Honestly, what more could they ask for in a senator? Aside from being the chamber’s expert on nuclear proliferation and its longest-serving Republican, he has executive experience (mayor of Indianapolis from 1968-1976) and business experience (currently manages a 604-acre family farm and worked in the family food machinery business before entering politics); he was an Eagle Scout; he’s been married for nearly 56 years; and he’s never not been a Republican. There’s only one reason to discount him: He works nicely with Democrats. GASP.
I could take this moment to repeat the same old talking points about how irrelevant that is when your other option is a genuine statesman. Seeing as this is Indiana, home of the centrist Bayhs (the last of whom, former Sen. Evan Bayh [D-IN], could charitably be described as the Democratic Lugar), you’d think they would have continued a strategy that was working perfectly well for them. Lugar lent the party some much-needed credibility and maturity. And his constituents knew it. Until now, apparently.
But STPAWICCBTN? What does he have to offer that every other Tea Party candidate in the country doesn’t? (He is a geologist by trade, which is pretty rare in politics, but so what?) Actually, his biggest offer is to the Indiana Democrats. They may actually run a candidate for that seat this time. And if voters start missing someone like Bayh in the absence of Lugar, that candidate might win.
It’s been proven many times for the past four years that Republicans, more so than Democrats, don’t like candidates who independents and centrists approve of. Perhaps this is because the biggest political fad of that time (the Tea Party) has favored them exclusively. But it will pass. Those same voters will ask where the people they elected have gotten them. Fads fade away, but wisdom and ability are forever.
If the worst thing you can say about Lugar is that he’s been in the Senate for six terms, or that he’s a insufficiently right-wing, he’s a much better member of Congress than most.
I’m not happy to see someone with a reputation for bipartisanship get ousted. I am not a tea party supporter.
I wonder how many more congressional seats the Tea Party needs to win before their opponents stop treating them in a condescending and derisively dismissive manner. The Tea Party knows what small set of things it stands for. Its supporters are passionate and they show up to vote. And they stick to their guns. They practice a brand of 21st century American politics that is unshackled by old mainstream tendencies.

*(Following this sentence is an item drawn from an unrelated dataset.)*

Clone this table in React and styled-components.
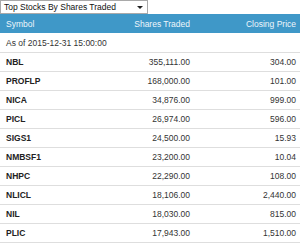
import styled, { createGlobalStyle } from "styled-components";

const GlobalStyle = createGlobalStyle`
  body {
    margin: 0;
    background: #fff;
    font-family: "Liberation Sans", Arial, sans-serif;
  }
`;

const stocks = [
  ["NBL", "355,111.00", "304.00"],
  ["PROFLP", "168,000.00", "101.00"],
  ["NICA", "34,876.00", "999.00"],
  ["PICL", "26,974.00", "596.00"],
  ["SIGS1", "24,500.00", "15.93"],
  ["NMBSF1", "23,200.00", "10.04"],
  ["NHPC", "22,290.00", "108.00"],
  ["NLICL", "18,106.00", "2,440.00"],
  ["NIL", "18,030.00", "815.00"],
  ["PLIC", "17,943.00", "1,510.00"],
];

const Widget = styled.div`
  width: 300px;
  font-size: 8.5px;
  color: #333;
`;

const Select = styled.div`
  box-sizing: border-box;
  width: 148px;
  height: 14px;
  border: 1px solid #a9a9a9;
  display: flex;
  align-items: center;
  justify-content: space-between;
  padding: 0 4px 0 3px;
  color: #111;
  font-size: 8.5px;
`;

const Caret = styled.span`
  width: 0;
  height: 0;
  border-left: 3px solid transparent;
  border-right: 3px solid transparent;
  border-top: 3px solid #222;
`;

const Table = styled.table`
  width: 300px;
  border-collapse: collapse;
  table-layout: fixed;
`;

const HeadCell = styled.th`
  height: 19px;
  padding: 0 4px 0 6px;
  background: #3f98c8;
  color: #eef6fb;
  font-weight: normal;
  text-align: ${(p) => (p.$right ? "right" : "left")};
  vertical-align: middle;
`;

const Row = styled.tr`
  border-top: ${(p) => (p.$first ? "none" : "1px solid #dedede")};
  border-bottom: ${(p) => (p.$last ? "1px solid #dedede" : "none")};
`;

const Cell = styled.td`
  height: ${(p) => (p.$tall ? "19px" : "18px")};
  padding: 0 4px 0 6px;
  white-space: nowrap;
  text-align: ${(p) => (p.$right ? "right" : "left")};
  font-weight: ${(p) => (p.$bold ? "bold" : "normal")};
  color: ${(p) => (p.$bold ? "#222" : "#333")};
  vertical-align: middle;
`;

export default function App() {
  return (
    <Widget>
      <GlobalStyle />
      <Select>
        <span>Top Stocks By Shares Traded</span>
        <Caret />
      </Select>
      <Table>
        <colgroup>
          <col style={{ width: 100 }} />
          <col style={{ width: 94 }} />
          <col style={{ width: 106 }} />
        </colgroup>
        <thead>
          <tr>
            <HeadCell>Symbol</HeadCell>
            <HeadCell $right>Shares Traded</HeadCell>
            <HeadCell $right>Closing Price</HeadCell>
          </tr>
        </thead>
        <tbody>
          <Row $first>
            <Cell $tall colSpan={3}>As of 2015-12-31 15:00:00</Cell>
          </Row>
          {stocks.map(([sym, shares, price], i) => (
            <Row key={sym} $last={i === stocks.length - 1}>
              <Cell $bold>{sym}</Cell>
              <Cell $right>{shares}</Cell>
              <Cell $right>{price}</Cell>
            </Row>
          ))}
        </tbody>
      </Table>
    </Widget>
  );
}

Opponents of the Tea Party would do well to stop treating them like poison ivy: an itchy nuisance of no real concern that will clear up if left alone. Instead they should be asking why other Americans (who don’t think of themselves as 2-holes or jerks or morons, BTW) are voting for TP candidates.
It shouldn’t be too hard to figure that out: They oppose excessive government intrusion and taxation. That’s fine with me. But at some point you need an agenda beyond that, and they have yet to develop one, so I can see why people would think of them as an amorphous single-issue interest group like all the others.